Теперь вообразим: покупает не тени умерших, а живых, из плоти и крови крестьян, чувствующих и мыслящих (пусть не столь пронзительно, как ушлый он). Комедийность ветром сдуло: рушатся судьбы не имеющих прав бессловесных рабов, человек превращен в расхожую вещь, в разменную монету. Надлом, драматический сюжет «Хижины дяди Тома» или фильмов Тарантино.
Гоголь не был бы выдающимся комедиографом, если бы не чувствовал грань, переход за которую чреват серьезнейшими провалами в слезливое сопереживание всяким-разным Акакиям Акакиевичам и тем паче не имеющим, как и большинство населяющих Россию «холопов», права голоса мартобристам (декабристам?), мучимым в психушках и других замаскированных под стационары и диспансеры лечебницах для душевнобольных.
Трудная доля женщины
Что стоило Льву Толстому написать гладкий, без сучка и задоринки роман «Благополучие»... Но возможна ли идиллия — в строго реалистическом произведении? О чем будет повествовать заведомо гладкое полотно? О том, что все хорошо? Нескучно ли читать подобную тягомотину? Яснополянский старец недаром избегал сочинять о счастливых, одинаково счастливых семьях (ну и о чем бы он однообразно карябал?), поэтому (ради коммерческого успеха книг) рисовал несчастливые обстоятельства.
Попробуем создать модель «Анны Карениной» не по расковыривающему червоточины человеческой души Толстому, а по колодке воспевающего позитив социалистического реализма.
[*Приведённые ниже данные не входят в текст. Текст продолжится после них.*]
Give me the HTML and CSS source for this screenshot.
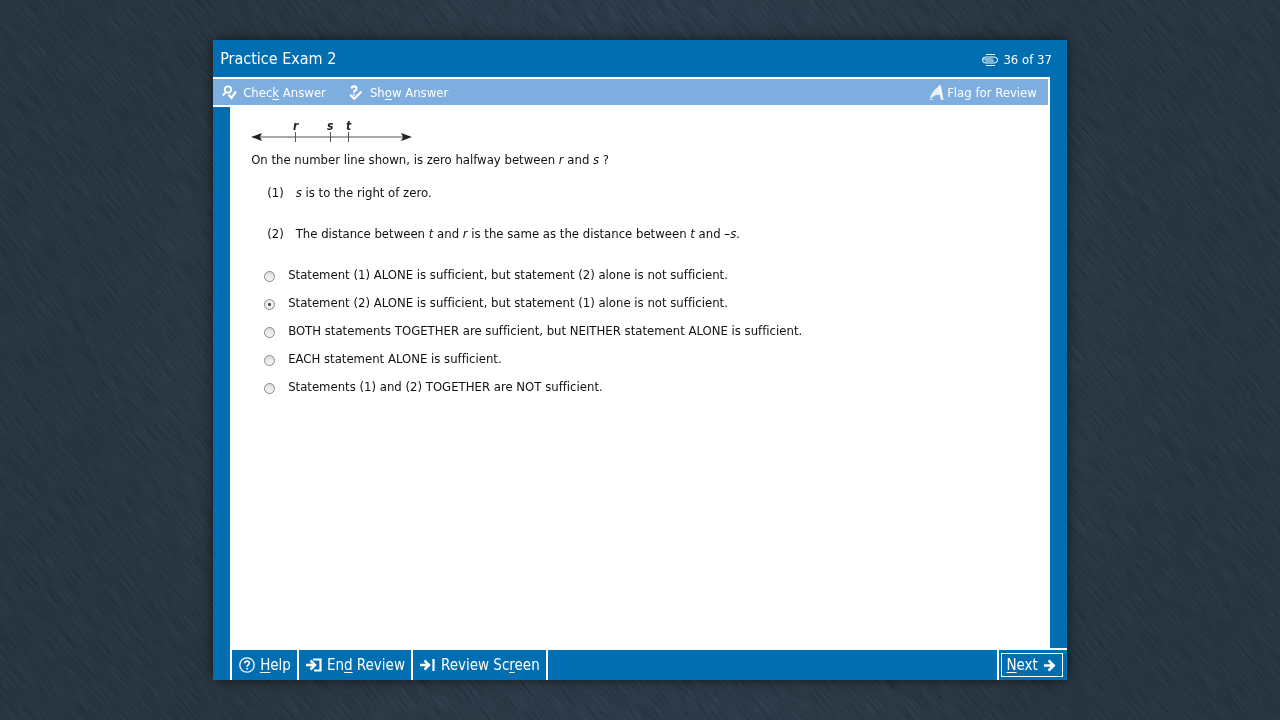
FILE: index.html
```html
<!DOCTYPE html>
<html lang="en">
<head>
<meta charset="utf-8">
<title>Practice Exam 2</title>
<link rel="stylesheet" href="styles.css">
</head>
<body>
<svg class="backdrop" aria-hidden="true">
  <filter id="brushed" x="0" y="0" width="100%" height="100%" color-interpolation-filters="sRGB">
    <feTurbulence type="fractalNoise" baseFrequency="0.03 0.7" numOctaves="3" seed="8"/>
    <feColorMatrix values="0 0 0 0 0.06  0 0 0 0 0.1  0 0 0 0 0.14  0.6 0 0 0 -0.1"/>
  </filter>
  <g transform="rotate(50 640 360)"><rect x="-400" y="-600" width="2100" height="1900" filter="url(#brushed)"/></g>
</svg>
<main class="window">
  <header class="titlebar">
    <h1 class="title">Practice Exam 2</h1>
    <div class="progress">
      <svg class="progress-icon" viewBox="0 0 16 12"><path d="M4 .5h9M4 11.500h9" stroke-width="1.2"/><rect x=".5" y="3" width="15" height="6" rx="3"/><path d="M1 5h10M3 7h9"/></svg>
      <span>36 of 37</span>
    </div>
  </header>
  <nav class="toolbar">
    <button class="tool" type="button">
      <svg class="tool-icon" viewBox="0 0 16 16"><circle cx="6" cy="4.500" r="3.200" stroke-width="1.800"/><path d="M4 7 .8 10.500" stroke-width="2"/><path d="M6.500 9.500l3 3.500L14 6.500" stroke-width="2.200"/></svg>
      <span>Chec<u>k</u> Answer</span>
    </button>
    <button class="tool" type="button">
      <svg class="tool-icon" viewBox="0 0 16 16"><path d="M2.400 3.500C3 .6 7.500.6 7.500 3.400c0 2-2.600 2-2.600 4.400M4.900 9.300v1.300M1 9.700l4.300 4L12.500 6.500" stroke-width="2.200"/></svg>
      <span>Sh<u>o</u>w Answer</span>
    </button>
    <button class="tool flag" type="button">
      <svg class="tool-icon" viewBox="0 0 16 16"><path d="M1 13C3 11.500 3 5 10.500 2l2.200 9C9 9 6 9.500 2.500 13.500z" fill="#fff" fill-opacity=".7" stroke="none"/><path d="M0 14.500h4M12 14.500h3" stroke-opacity=".6"/><path d="m10.500 .5 2.500 13.500" stroke-width="2.500"/><path d="M1 13C3 11.500 3 5 10.500 2M5 10l4-6M8 10l3-4"/></svg>
      <span>Flag for Review</span>
    </button>
  </nav>
  <section class="content">
    <svg class="number-line" viewBox="0 0 162 26" role="img" aria-label="Number line with points r, s and t">
      <path d="M6 18h150M44.500 13v10M79.500 13v10M97.500 13v10" fill="none" stroke="#555"/>
      <path d="m0 18 11-4-2 4 2 4zM161 18l-11-4 2 4-2 4z" fill="#222"/>
      <text x="42" y="11">r</text><text x="76" y="11">s</text><text x="95" y="11">t</text>
    </svg>
    <p class="question">On the number line shown, is zero halfway between <i>r</i> and <i>s</i> ?</p>
    <div class="statements">
      <div class="statement"><span>(1)</span><span><i>s</i> is to the right of zero.</span></div>
      <div class="statement"><span>(2)</span><span>The distance between <i>t</i> and <i>r</i> is the same as the distance between <i>t</i> and <i>–s</i>.</span></div>
    </div>
    <form class="choices">
      <label class="choice"><input type="radio" name="answer"><span>Statement (1) ALONE is sufficient, but statement (2) alone is not sufficient.</span></label>
      <label class="choice"><input type="radio" name="answer" checked><span>Statement (2) ALONE is sufficient, but statement (1) alone is not sufficient.</span></label>
      <label class="choice"><input type="radio" name="answer"><span>BOTH statements TOGETHER are sufficient, but NEITHER statement ALONE is sufficient.</span></label>
      <label class="choice"><input type="radio" name="answer"><span>EACH statement ALONE is sufficient.</span></label>
      <label class="choice"><input type="radio" name="answer"><span>Statements (1) and (2) TOGETHER are NOT sufficient.</span></label>
    </form>
  </section>
  <footer class="footer">
    <button class="action" type="button">
      <svg class="action-icon" viewBox="0 0 16 16"><circle cx="8" cy="8" r="7.2" stroke-width="1.3"/><path d="M5.700 6.300c.2-3 4.800-2.800 4.600 0C10.200 7.900 8 7.800 8 9.800M8 11v1.500" stroke-width="1.7"/></svg>
      <span><u>H</u>elp</span>
    </button>
    <button class="action" type="button">
      <svg class="action-icon" viewBox="0 0 16 16"><path d="M0 8h9M4.500 3.500 9 8l-4.500 4.500" stroke-width="2.500"/><path d="M7 2.500h7.500v11H8" stroke-width="2.200"/></svg>
      <span>En<u>d</u> Review</span>
    </button>
    <button class="action" type="button">
      <svg class="action-icon" viewBox="0 0 16 16"><path d="M0 8h9M4.500 3.500 9 8l-4.500 4.500" stroke-width="2.500"/><path d="M13.500 2v12" stroke-width="2.200"/></svg>
      <span>Review Sc<u>r</u>een</span>
    </button>
    <div class="next-cell">
      <button class="next" type="button">
        <span><u>N</u>ext</span>
        <svg class="next-icon" viewBox="0 0 14 14"><path d="M1 7h11M6 1.500 11.500 7 6 12.500" stroke-width="2.800"/></svg>
      </button>
    </div>
  </footer>
</main>
</body>
</html>
```
FILE: styles.css
```css
* { box-sizing: border-box; }
body {
  margin: 0;
  min-height: 100vh;
  padding: 40px 0;
  display: flex;
  justify-content: center;
  background: radial-gradient(circle, #3c4f63, #2f3d48 75%);
  font-family: "DejaVu Sans Condensed", "DejaVu Sans", "Noto Sans", sans-serif;
  font-stretch: condensed;
  font-variant-ligatures: none;
  font-size: 13px;
  line-height: 20px;
  color: #111;
}
.backdrop { position: fixed; inset: 0; width: 100%; height: 100%; z-index: -1; }
.window {
  width: 66.7%;
  display: flex;
  flex-direction: column;
  background: #006eb0;
  box-shadow: 0 0 12px rgba(0, 0, 0, .6);
}
.titlebar {
  height: 37px;
  padding: 0 15px 0 7px;
  display: flex;
  align-items: center;
  justify-content: space-between;
  color: #fff;
}
.title { margin: 0; font-size: 16px; font-weight: 400; }
.progress { display: flex; align-items: center; gap: 5px; padding-top: 3px; }
svg { flex: none; }
.progress-icon, .tool-icon, .action-icon, .next-icon { fill: none; stroke: #fff; }
.progress-icon { width: 16px; height: 12px; }
.toolbar {
  height: 30px;
  margin-right: 17px;
  padding: 2px 11px 0 9px;
  display: flex;
  align-items: center;
  gap: 23px;
  background: #7eaee0;
  border: 2px solid #fff;
  border-left: 0;
}
button {
  border: 0;
  padding: 0;
  background: none;
  color: #fff;
  font: inherit;
  display: flex;
  align-items: center;
  cursor: pointer;
}
u { text-underline-offset: 2px; }
.tool { gap: 5px; }
.tool-icon { width: 16px; height: 16px; }
.flag { margin-left: auto; gap: 2px; }
.content {
  flex: 1;
  margin: 0 17px;
  padding: 12px 21px;
  background: #fff;
}
.number-line { display: block; width: 162px; height: 26px; overflow: visible; }
.number-line text { font-size: 12px; font-style: italic; font-weight: 700; fill: #222; }
.question { margin: 5px 0 13px; }
.statements { padding-left: 16px; display: grid; gap: 21px; }
.statement { display: flex; gap: 12px; }
.choices { margin-top: 17px; padding-left: 13px; }
.choice { display: flex; align-items: center; gap: 13px; min-height: 28px; }
.choice input {
  appearance: none;
  flex: none;
  width: 11px;
  height: 11px;
  margin: 3px 0 0;
  border: 1px solid #888;
  border-radius: 50%;
  background: linear-gradient(#ddd, #f8f8f8);
}
.choice input:checked { background: radial-gradient(circle, #444 1px, #eee 2px); }
.footer {
  height: 32px;
  margin-left: 17px;
  display: flex;
  border-top: 2px solid #fff;
  border-left: 2px solid #fff;
  font-size: 15px;
}
.action { padding: 0 6px 0 7px; gap: 5px; border-right: 2px solid #fff; }
.action-icon { width: 16px; height: 16px; }
.next-cell { margin-left: auto; padding: 3px 4px 3px 2px; border-left: 2px solid #fff; display: flex; }
.next { padding: 0 6px 0 4px; gap: 5px; border: 1px solid #fff; }
.next-icon { width: 13px; height: 13px; }
```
По рецепту разумно спокойных, не экстремально форсмажорных творений. Дамочка изменяет мужу, не бросает его (что с ее стороны глубоко порядочно, ведь он старый и хворый, да и сынок подрастает: зачем втягивать ребенка в бракоразводные дрязги?), кроме того, Каренин занимает высокий пост, семейная распря помешает его дальнейшей карьере. И нет гарантии, что удастся отсудить сына у могучего чиновника, с его-то связями в верхах.
Труднее с болваном Вронским: солдафон, гуляка, но жеребчик, надо сохранить его при себе, не упустить, привязать.
Трудна доля женщины: вертеться, все успевать, организовывать, улаживать, сглаживать... Зато итог: общее благоденствие.